Vector Search
Vector search enables semantic similarity searches across diverse data types such as documents, images, audio, and video. By leveraging your MySQL expertise, you can build scalable AI applications with advanced search functionality.
Get started
To get started with TiDB vector search, refer to the following tutorials:
Auto Embedding
The Auto Embedding feature lets you perform vector searches directly with plain text, without providing your own vectors. With this feature, you can insert text data directly and perform semantic searches using text queries, while TiDB automatically converts the text into vectors behind the scenes.
Currently, TiDB supports various embedding models, such as Amazon Titan, Cohere, Jina AI, OpenAI, Gemini, Hugging Face, and NVIDIA NIM. You can choose the one that best fits your needs. For more information, see Auto Embedding Overview.
Integrations
To accelerate your development, you can integrate TiDB vector search with popular AI frameworks (such as LlamaIndex and LangChain), embedding services (such as Jina AI), and ORM libraries (such as SQLAlchemy, Peewee, and Django ORM). You can choose the one that best fits your needs.
For more information, see Vector Search Integration Overview.
Text search
Unlike vector search, which focuses on semantic similarity, full-text search lets you retrieve documents for exact keywords.

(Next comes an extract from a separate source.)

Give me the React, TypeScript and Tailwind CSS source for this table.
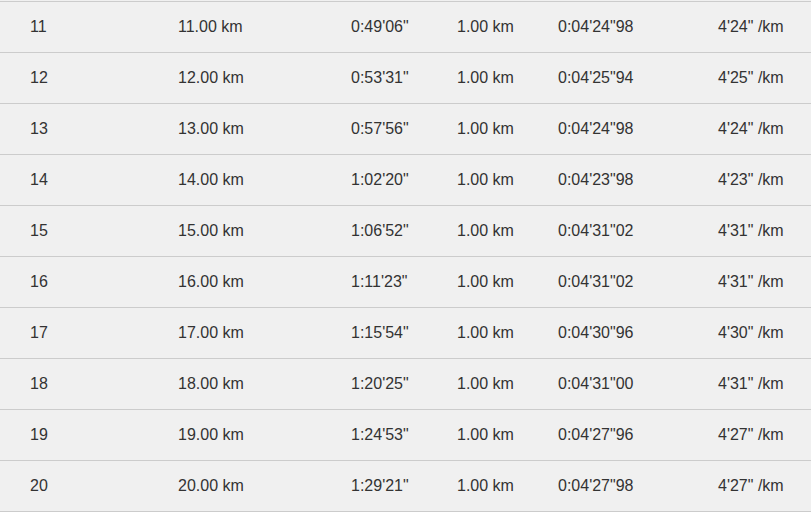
import React from "react";

const rows: [string, string, string, string, string, string][] = [
  ["11", "11.00 km", "0:49'06\"", "1.00 km", "0:04'24\"98", "4'24\" /km"],
  ["12", "12.00 km", "0:53'31\"", "1.00 km", "0:04'25\"94", "4'25\" /km"],
  ["13", "13.00 km", "0:57'56\"", "1.00 km", "0:04'24\"98", "4'24\" /km"],
  ["14", "14.00 km", "1:02'20\"", "1.00 km", "0:04'23\"98", "4'23\" /km"],
  ["15", "15.00 km", "1:06'52\"", "1.00 km", "0:04'31\"02", "4'31\" /km"],
  ["16", "16.00 km", "1:11'23\"", "1.00 km", "0:04'31\"02", "4'31\" /km"],
  ["17", "17.00 km", "1:15'54\"", "1.00 km", "0:04'30\"96", "4'30\" /km"],
  ["18", "18.00 km", "1:20'25\"", "1.00 km", "0:04'31\"00", "4'31\" /km"],
  ["19", "19.00 km", "1:24'53\"", "1.00 km", "0:04'27\"96", "4'27\" /km"],
  ["20", "20.00 km", "1:29'21\"", "1.00 km", "0:04'27\"98", "4'27\" /km"],
];

export default function App() {
  return (
    <div className="w-[811px] h-[513px] bg-white overflow-hidden" style={{ fontFamily: '"Liberation Sans", Arial, sans-serif' }}>
      <div className="bg-[#f0f0f0] pt-px text-[16px] text-[#333333]">
        {rows.map((r, i) => (
          <div
            key={i}
            className={`flex items-center border-t border-[#cccccc] pl-[30px] ${i === rows.length - 1 ? "h-[52px] border-b" : "h-[51px]"}`}
          >
            <div className="w-[148px]">{r[0]}</div>
            <div className="w-[173px]">{r[1]}</div>
            <div className="w-[106px]">{r[2]}</div>
            <div className="w-[101px]">{r[3]}</div>
            <div className="w-[160px]">{r[4]}</div>
            <div className="flex-1">{r[5]}</div>
          </div>
        ))}
      </div>
    </div>
  );
}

To improve the retrieval quality in RAG scenarios, you can combine vector search with full-text search.
| Scenario | Documentation |
|---|---|
| Perform keyword-based search using SQL. | Full-Text Search with SQL |
| Implement full-text search in Python applications. | Full-Text Search with Python |
| Combine vector and full-text search for better results. | Hybrid Search |
Improve performance
To optimize the performance of your vector search queries, you can follow a series of best practices, such as adding vector indexes, monitoring index build progress, reducing dimensions, excluding vector columns, and warming up indexes.
For more information about these best practices, see Improve Vector Search Performance.
Limitations
Before implementing vector search, be aware of the following limitations:
- Maximum 16383 dimensions per vector
- Vector columns cannot be primary keys, unique indexes, or partition keys
- No direct casting between vector and other data types (use string as intermediate)
For a complete list, see Vector Search Limitations.